Jacob van Gaasbeek had, na het overlijden van zijn zoon, geen wettige nakomelingen en droeg wegens hoge schulden reeds in 1456 al zijn Putse bezittingen over aan de grafelijkheid. Na zijn overlijden in 1459 verviel de heerlijkheid definitief aan de Hollandse graven, in dit geval aan Filips II (de Goede), hertog van Bourgondië. Filips kende dit gebied als apanage toe aan zijn zoon Karel de Stoute. In 1581 kwamen de heerlijke rechten aan de Staten van Holland.Vanaf 1459 stelden de rechthebbende heren als bestuurder een plaatsvervanger aan, de Ruwaard van Putten. Deze lucratieve functie werd vervuld door edellieden die meestal in Den Haag verbleven en op hun beurt plaatsvervangers stuurden. De bekendste ruwaard van Putten was Cornelis de Witt, die in 1654 door de Staten van Holland in deze functie werd aangesteld. Hij oefende haar uit tot hij in 1672 samen met zijn broer Johan de Witt in Den Haag werd vermoord.

Wapen Heerlijkheid Putten

Het wapen van de heren en vrouwen van Putten bevat zes horizontale balken, afwisselend blauw en geel (oorspronkelijk goudkleurige). Op de drie blauwe balken staan respectievelijk 4, 3 en 2 zilverkleurige Andreaskruisen. Dit wapen is tegenwoordig nog het gemeentewapen van Spijkenisse (in die tijd deel van de heerlijkheid Putten).

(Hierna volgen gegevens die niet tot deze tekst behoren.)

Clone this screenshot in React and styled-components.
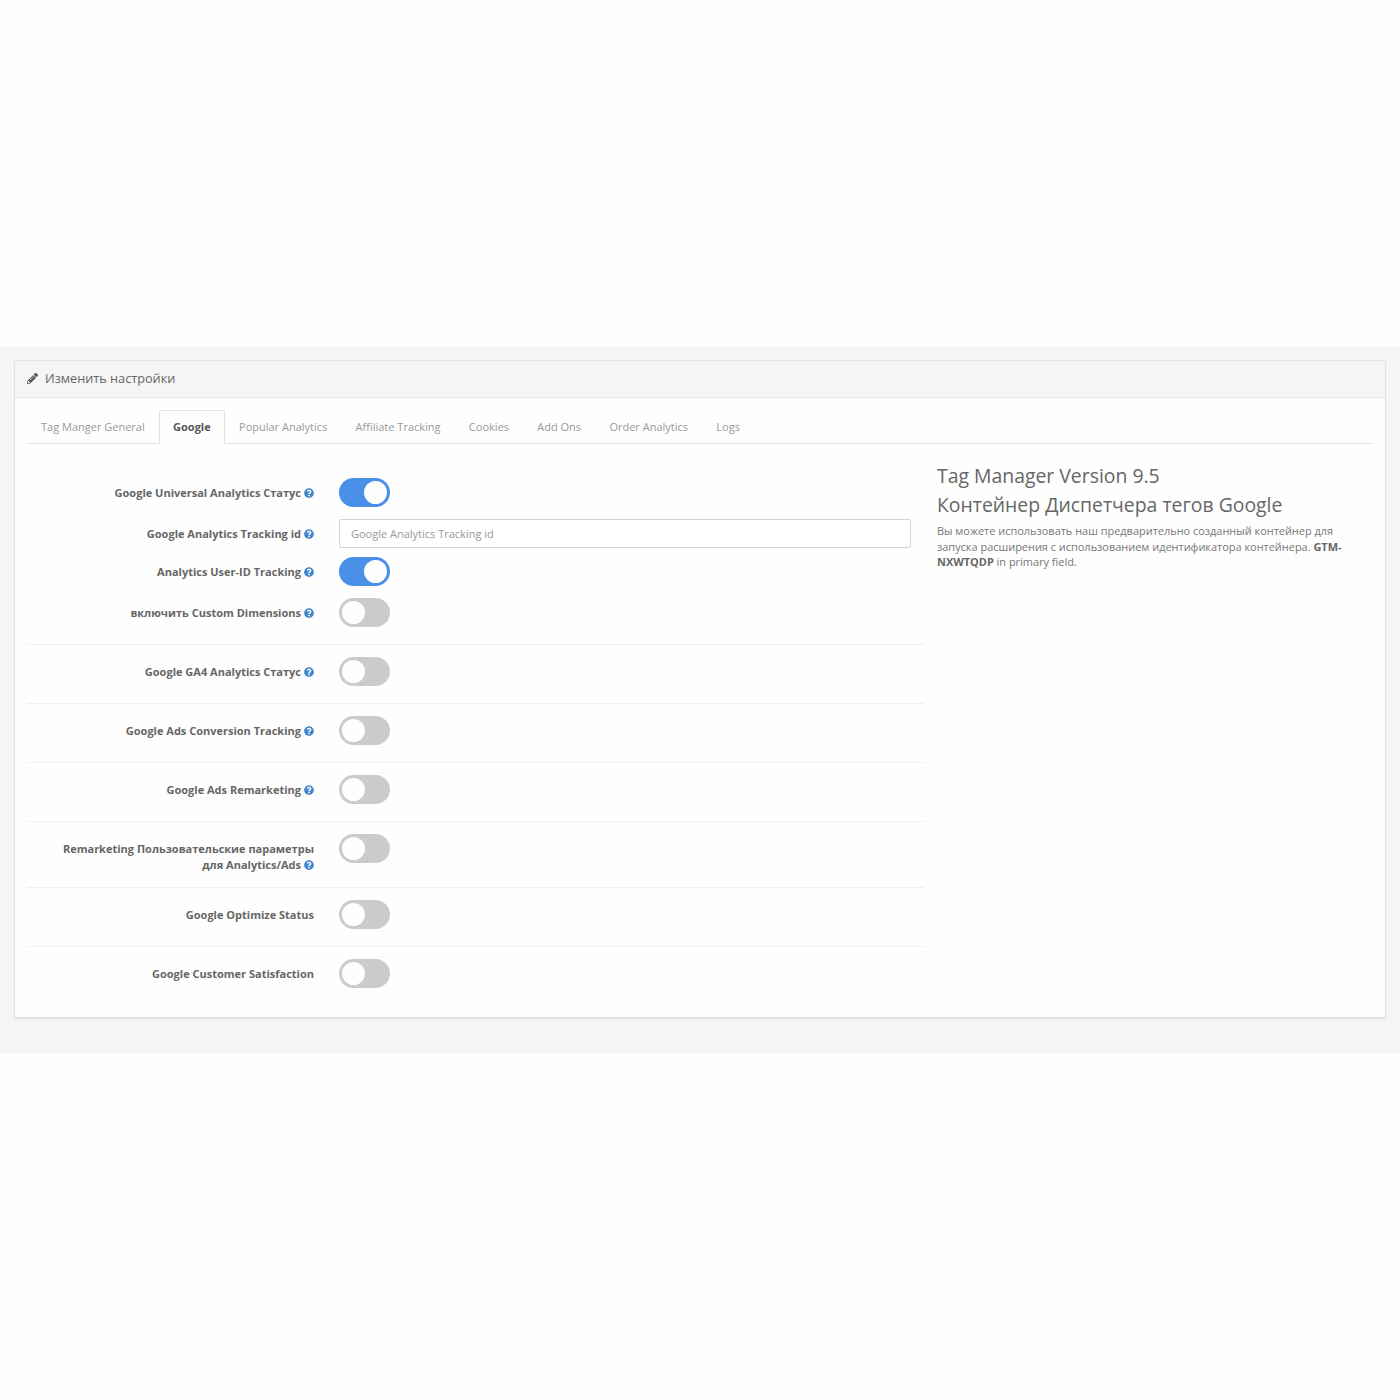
import React from 'react';
import styled, { createGlobalStyle } from 'styled-components';
import { FaPencilAlt, FaQuestionCircle } from 'react-icons/fa';

const TABS = [
	'Tag Manger General',
	'Google',
	'Popular Analytics',
	'Affiliate Tracking',
	'Cookies',
	'Add Ons',
	'Order Analytics',
	'Logs'
];

export default function App() {
	return (
		<Band>
			<GlobalStyle />
			<Panel>
				<PanelHeading>
					<FaPencilAlt />
					Изменить настройки
				</PanelHeading>
				<PanelBody>
					<Tabs>
						{TABS.map(tab => (
							<Tab key={tab} $active={tab === 'Google'}>
								{tab}
							</Tab>
						))}
					</Tabs>
					<Columns>
						<Form>
							<Section>
								<Row $gap={12}>
									<Label help>Google Universal Analytics Статус</Label>
									<Toggle on />
								</Row>
								<Row $gap={9}>
									<Label help>Google Analytics Tracking id</Label>
									<Input placeholder='Google Analytics Tracking id' />
								</Row>
								<Row $gap={12}>
									<Label help>Analytics User-ID Tracking</Label>
									<Toggle on />
								</Row>
								<Row $gap={0}>
									<Label help>включить Custom Dimensions</Label>
									<Toggle />
								</Row>
							</Section>
							<Section>
								<Row>
									<Label help>Google GA4 Analytics Статус</Label>
									<Toggle />
								</Row>
							</Section>
							<Section>
								<Row>
									<Label help>Google Ads Conversion Tracking</Label>
									<Toggle />
								</Row>
							</Section>
							<Section>
								<Row>
									<Label help>Google Ads Remarketing</Label>
									<Toggle />
								</Row>
							</Section>
							<Section $tall>
								<Row>
									<Label help>
										Remarketing Пользовательские параметры для Analytics/Ads
									</Label>
									<Toggle />
								</Row>
							</Section>
							<Section>
								<Row>
									<Label>Google Optimize Status</Label>
									<Toggle />
								</Row>
							</Section>
							<Section>
								<Row>
									<Label>Google Customer Satisfaction</Label>
									<Toggle />
								</Row>
							</Section>
						</Form>
						<Aside>
							<AsideTitle>Tag Manager Version 9.5</AsideTitle>
							<AsideTitle>Контейнер Диспетчера тегов Google</AsideTitle>
							<AsideText>
								Вы можете использовать наш предварительно созданный контейнер для
								запуска расширения с использованием идентификатора контейнера.{' '}
								<strong>GTM-NXWTQDP</strong> in primary field.
							</AsideText>
						</Aside>
					</Columns>
				</PanelBody>
			</Panel>
		</Band>
	);
}

function Label({ help, children }) {
	return (
		<LabelText>
			{children}
			{help && (
				<HelpIcon>
					<FaQuestionCircle />
				</HelpIcon>
			)}
		</LabelText>
	);
}

function Toggle({ on }) {
	return (
		<ToggleTrack $on={on}>
			<ToggleKnob />
		</ToggleTrack>
	);
}

const GlobalStyle = createGlobalStyle`
	body {
		margin: 0;
		background: #fefefe;
		font-family: 'Open Sans', 'Noto Sans', sans-serif;
		color: #666;
	}
`;

const Band = styled.div`
	margin-top: 347px;
	padding: 13px 14px 34px;
	background: #f5f5f5;
`;

const Panel = styled.div`
	background: #fefefe;
	border: 1px solid #e3e3e3;
	border-bottom-width: 2px;
`;

const PanelHeading = styled.div`
	display: flex;
	align-items: center;
	gap: 7px;
	height: 37px;
	padding: 0 12px 2px;
	box-sizing: border-box;
	background: #f5f5f5;
	border-bottom: 1px solid #e3e3e3;
	font-size: 12.7px;
	color: #666;
	svg {
		width: 11px;
		height: 11px;
		color: #555;
	}
`;

const PanelBody = styled.div`
	padding: 12px 12px 0;
`;

const Tabs = styled.div`
	display: flex;
	gap: 2.3px;
	height: 34px;
	padding-left: 1px;
	box-sizing: border-box;
	border-bottom: 1px solid #e3e3e3;
`;

const Tab = styled.div`
	height: 34px;
	box-sizing: border-box;
	margin: 0 ${props => (props.$active ? -1 : 0)}px;
	padding: 0 ${props => (props.$active ? 13 : 12)}px;
	line-height: 31px;
	font-size: 11px;
	font-weight: ${props => (props.$active ? 700 : 400)};
	color: ${props => (props.$active ? '#555' : '#999')};
	background: ${props => (props.$active ? '#fefefe' : 'transparent')};
	border: 1px solid ${props => (props.$active ? '#e3e3e3' : 'transparent')};
	border-bottom-color: ${props => (props.$active ? '#fefefe' : 'transparent')};
	border-radius: 2px 2px 0 0;
`;

const Columns = styled.div`
	display: flex;
`;

const Form = styled.div`
	width: 897px;
	padding-top: 21px;
	padding-bottom: 17px;
`;

const Section = styled.div`
	padding: 12px 0 ${props => (props.$tall ? 14 : 17)}px;
	border-bottom: 1px solid #f0f0f0;
	&:first-child {
		padding-top: 13px;
	}
	&:last-child {
		border-bottom: none;
		padding-bottom: 12px;
	}
`;

const Row = styled.div`
	display: grid;
	grid-template-columns: 287px 1fr;
	column-gap: 25px;
	align-items: start;
	margin-bottom: ${props => props.$gap || 0}px;
`;

const LabelText = styled.div`
	padding: 7px 0 0 30px;
	text-align: right;
	font-size: 11px;
	line-height: 16px;
	font-weight: 700;
	color: #666;
`;

const HelpIcon = styled.span`
	display: inline-block;
	margin-left: 3px;
	vertical-align: -1px;
	color: #3f86cc;
	svg {
		display: block;
		width: 10px;
		height: 10px;
	}
`;

const ToggleTrack = styled.div`
	display: flex;
	justify-content: ${props => (props.$on ? 'flex-end' : 'flex-start')};
	align-items: center;
	width: 51px;
	height: 29px;
	padding: 0 3px;
	box-sizing: border-box;
	border-radius: 15px;
	background: ${props => (props.$on ? '#4a90e9' : '#cbcbcb')};
`;

const ToggleKnob = styled.div`
	width: 23px;
	height: 23px;
	border-radius: 50%;
	background: #fefefe;
`;

const Input = styled.input`
	display: block;
	width: 572px;
	height: 29px;
	padding: 0 11px;
	box-sizing: border-box;
	background: #fff;
	border: 1px solid #d5d5d5;
	border-radius: 2px;
	outline: none;
	font-family: inherit;
	font-size: 11px;
	&::placeholder {
		color: #999;
		opacity: 1;
	}
`;

const Aside = styled.div`
	flex: 1;
	padding: 17px 12px 0 13px;
`;

const AsideTitle = styled.div`
	font-size: 19.4px;
	line-height: 29px;
	color: #666;
`;

const AsideText = styled.p`
	margin: 4px 0 0;
	font-size: 10.95px;
	line-height: 15.5px;
	color: #777;
	strong {
		color: #666;
	}
`;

De heren van Putten stamden af van de familie Persijn, heren van Waterland. De wapens van deze familie hebben overeenkomsten. Het wapen van de heren en vrouwen Persijn bevat zes horizontale balken, afwisselend blauw en geel. Op de drie gele (oorspronkelijk goudkleurige) balken staan respectievelijk 4, 3 en 2 roodkleurige Andreaskruisen.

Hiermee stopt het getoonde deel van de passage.